Data section
## START

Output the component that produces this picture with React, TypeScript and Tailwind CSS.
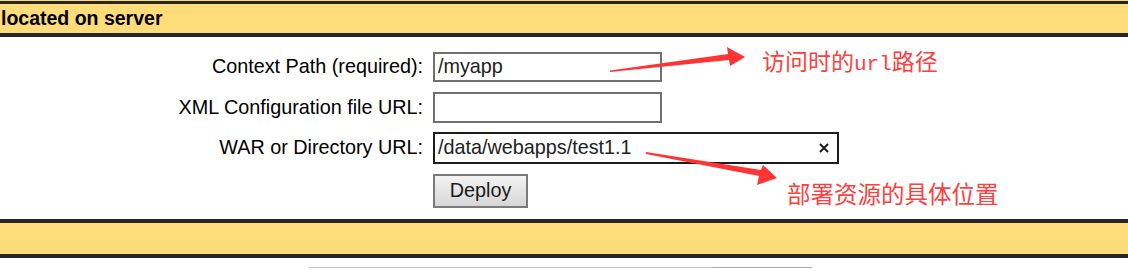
export default function App() {
  return (
    <div className="relative w-[1128px] h-[269px] overflow-hidden bg-white font-['Liberation_Sans',Arial,sans-serif] text-[19.8px] text-black">
      <div className="h-[1px] bg-[#ffdc7a]" />
      <div className="border-t-[3px] border-b-[4px] border-[#262626] bg-[#ffdc7a] h-[36px] flex items-center">
        <span className="font-bold pl-[1px] leading-none text-[19.5px]">located on server</span>
      </div>

      <div className="grid grid-cols-[423px_auto] gap-x-[10px] items-center pt-[15px] pb-[11px]">
        <div className="text-right">Context Path (required):</div>
        <div className="w-[229px] h-[30px] border-2 border-[#707070] flex items-center pl-[3px] text-[#222]">/myapp</div>

        <div className="text-right mt-[10px]">XML Configuration file URL:</div>
        <div className="w-[229px] h-[31px] border-2 border-[#707070] mt-[10px]" />

        <div className="text-right mt-[9px]">WAR or Directory URL:</div>
        <div className="w-[406px] h-[32px] border-2 border-[#1c1c1c] mt-[9px] flex items-center justify-between pl-[3px] pr-[8px] text-[#222]">
          <span>/data/webapps/test1.1</span>
          <svg width="10" height="10" viewBox="0 0 10 10">
            <path d="M1 1L9 9M9 1L1 9" stroke="#1a1a1a" strokeWidth="2" />
          </svg>
        </div>

        <div />
        <button className="w-[95px] h-[34px] mt-[10px] border-2 border-[#7a7a7a] bg-gradient-to-b from-[#f3f3f3] to-[#d6d6d6] text-[#1a1a1a] flex items-center justify-center">
          Deploy
        </button>
      </div>

      <div className="border-t-[4px] border-b-[4px] border-[#262626] bg-[#ffdc7a] h-[39px]" />
      <div className="flex pl-[308px] pt-[9px]">
        <div className="w-[405px] h-[1px] bg-[#c8c8c8]" />
        <div className="w-[99px] h-[1px] bg-[#a9a9a9]" />
      </div>

      <div className="absolute left-[762px] top-[49px] text-[23px] leading-none text-[#ff4040] font-['Noto_Sans_CJK_SC',sans-serif] flex items-baseline">
        访问时的<span className="font-['Liberation_Mono',monospace] text-[21px]">url</span>路径
      </div>
      <div className="absolute left-[787px] top-[182px] text-[23.5px] leading-none text-[#ff4040] font-['Noto_Sans_CJK_SC',sans-serif]">
        部署资源的具体位置
      </div>

      <svg className="absolute left-0 top-0 pointer-events-none" width="1128" height="269">
        <polygon points="610,70.5 728,54 727,47 745,57 730,66 729,60 610,72" fill="#ff3535" />
        <polygon points="646,152 761,170 763,165 777,178 757,185 759,176 646,154" fill="#ff3535" />
      </svg>
    </div>
  );
}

## END

Request
Give all the lines above again, character for character, without pictures.

Solution
Output the component that produces this picture with React, TypeScript and Tailwind CSS.
export default function App() {
  return (
    <div className="relative w-[1128px] h-[269px] overflow-hidden bg-white font-['Liberation_Sans',Arial,sans-serif] text-[19.8px] text-black">
      <div className="h-[1px] bg-[#ffdc7a]" />
      <div className="border-t-[3px] border-b-[4px] border-[#262626] bg-[#ffdc7a] h-[36px] flex items-center">
        <span className="font-bold pl-[1px] leading-none text-[19.5px]">located on server</span>
      </div>

      <div className="grid grid-cols-[423px_auto] gap-x-[10px] items-center pt-[15px] pb-[11px]">
        <div className="text-right">Context Path (required):</div>
        <div className="w-[229px] h-[30px] border-2 border-[#707070] flex items-center pl-[3px] text-[#222]">/myapp</div>

        <div className="text-right mt-[10px]">XML Configuration file URL:</div>
        <div className="w-[229px] h-[31px] border-2 border-[#707070] mt-[10px]" />

        <div className="text-right mt-[9px]">WAR or Directory URL:</div>
        <div className="w-[406px] h-[32px] border-2 border-[#1c1c1c] mt-[9px] flex items-center justify-between pl-[3px] pr-[8px] text-[#222]">
          <span>/data/webapps/test1.1</span>
          <svg width="10" height="10" viewBox="0 0 10 10">
            <path d="M1 1L9 9M9 1L1 9" stroke="#1a1a1a" strokeWidth="2" />
          </svg>
        </div>

        <div />
        <button className="w-[95px] h-[34px] mt-[10px] border-2 border-[#7a7a7a] bg-gradient-to-b from-[#f3f3f3] to-[#d6d6d6] text-[#1a1a1a] flex items-center justify-center">
          Deploy
        </button>
      </div>

      <div className="border-t-[4px] border-b-[4px] border-[#262626] bg-[#ffdc7a] h-[39px]" />
      <div className="flex pl-[308px] pt-[9px]">
        <div className="w-[405px] h-[1px] bg-[#c8c8c8]" />
        <div className="w-[99px] h-[1px] bg-[#a9a9a9]" />
      </div>

      <div className="absolute left-[762px] top-[49px] text-[23px] leading-none text-[#ff4040] font-['Noto_Sans_CJK_SC',sans-serif] flex items-baseline">
        访问时的<span className="font-['Liberation_Mono',monospace] text-[21px]">url</span>路径
      </div>
      <div className="absolute left-[787px] top-[182px] text-[23.5px] leading-none text-[#ff4040] font-['Noto_Sans_CJK_SC',sans-serif]">
        部署资源的具体位置
      </div>

      <svg className="absolute left-0 top-0 pointer-events-none" width="1128" height="269">
        <polygon points="610,70.5 728,54 727,47 745,57 730,66 729,60 610,72" fill="#ff3535" />
        <polygon points="646,152 761,170 763,165 777,178 757,185 759,176 646,154" fill="#ff3535" />
      </svg>
    </div>
  );
}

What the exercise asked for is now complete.